In my data science workflow, I have recently started to heavily utilize Google's BigQuery which allows you to store and query large data in SQL style. Internally, Google uses their enormeous processing power in order to guarantee blazing fast queriees; even if those are complex ones that operate on huge data. There is a specific amount of operations that is free, and after exceeding the free quota, Google has a reasonable pricing model.
In this blog post, I want to give an example of what can be done with this functionality. In detail, I want to demonstrate how to calculate the readability of text based on a set of different state-of-the-art readability formulas. In general, a readability score of a text should give you an indicator about the ease for a reader to understand the text. As a use-case, I want to use the Reddit comment data available in BigQuery.
An implementation can be found in a github gist. The most complicated part in the code is the calculation of the number of syllables inside a text which is crucial when one wants to calculate readability formulas. I have searched for a longer period to find a reasonable algorithm that captures syllables in a balanced way, meaning that it does not ignore too many existing syllables and that it does not count too many non-existing syllables. In the end, I adopted a python implementation presented in a blog post.

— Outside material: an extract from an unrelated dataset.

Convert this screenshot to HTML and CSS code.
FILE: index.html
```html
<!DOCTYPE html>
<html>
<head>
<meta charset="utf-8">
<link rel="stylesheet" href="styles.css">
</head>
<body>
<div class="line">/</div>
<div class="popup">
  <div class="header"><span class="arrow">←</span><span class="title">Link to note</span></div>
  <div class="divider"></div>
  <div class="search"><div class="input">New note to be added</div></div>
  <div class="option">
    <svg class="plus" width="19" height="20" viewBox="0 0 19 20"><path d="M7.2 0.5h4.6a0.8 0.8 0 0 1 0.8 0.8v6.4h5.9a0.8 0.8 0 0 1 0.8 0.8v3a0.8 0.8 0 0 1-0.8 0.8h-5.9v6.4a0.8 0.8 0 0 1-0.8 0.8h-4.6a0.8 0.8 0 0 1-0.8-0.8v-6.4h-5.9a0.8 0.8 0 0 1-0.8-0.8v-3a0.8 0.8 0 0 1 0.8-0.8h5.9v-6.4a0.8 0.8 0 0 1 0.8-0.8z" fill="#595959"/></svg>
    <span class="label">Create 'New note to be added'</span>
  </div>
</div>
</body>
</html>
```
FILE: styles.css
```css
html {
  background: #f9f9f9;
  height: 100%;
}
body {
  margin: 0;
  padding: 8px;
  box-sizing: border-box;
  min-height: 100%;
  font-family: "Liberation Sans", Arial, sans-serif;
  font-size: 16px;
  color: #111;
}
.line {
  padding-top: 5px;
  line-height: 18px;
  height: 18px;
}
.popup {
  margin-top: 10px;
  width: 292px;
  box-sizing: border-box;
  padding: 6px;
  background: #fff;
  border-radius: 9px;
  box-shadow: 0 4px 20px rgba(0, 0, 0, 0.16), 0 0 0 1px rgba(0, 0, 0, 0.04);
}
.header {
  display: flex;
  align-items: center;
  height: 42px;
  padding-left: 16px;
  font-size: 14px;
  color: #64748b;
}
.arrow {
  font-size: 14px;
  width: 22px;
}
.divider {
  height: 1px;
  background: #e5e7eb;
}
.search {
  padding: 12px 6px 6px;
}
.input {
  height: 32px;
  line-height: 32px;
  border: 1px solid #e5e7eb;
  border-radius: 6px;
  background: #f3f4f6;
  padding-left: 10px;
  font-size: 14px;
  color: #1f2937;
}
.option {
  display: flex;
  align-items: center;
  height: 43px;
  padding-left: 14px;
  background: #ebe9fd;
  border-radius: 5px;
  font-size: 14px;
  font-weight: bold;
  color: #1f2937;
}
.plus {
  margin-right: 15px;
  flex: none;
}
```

SELECT flesch_reading_ease,flesch_kincaid_grade,smog_index,gunning_fog_index FROM features(SELECT body FROM[fh-bigquery:reddit_comments.2015_05]) LIMIT 1000
You can play around with that, e.g., maybe try to refine the readability implementation. You can also do some post analyses based on calculated readability scores. For instance, I correlated the readability scores with the Reddit score of comments; no correlation was found though (maybe better that way).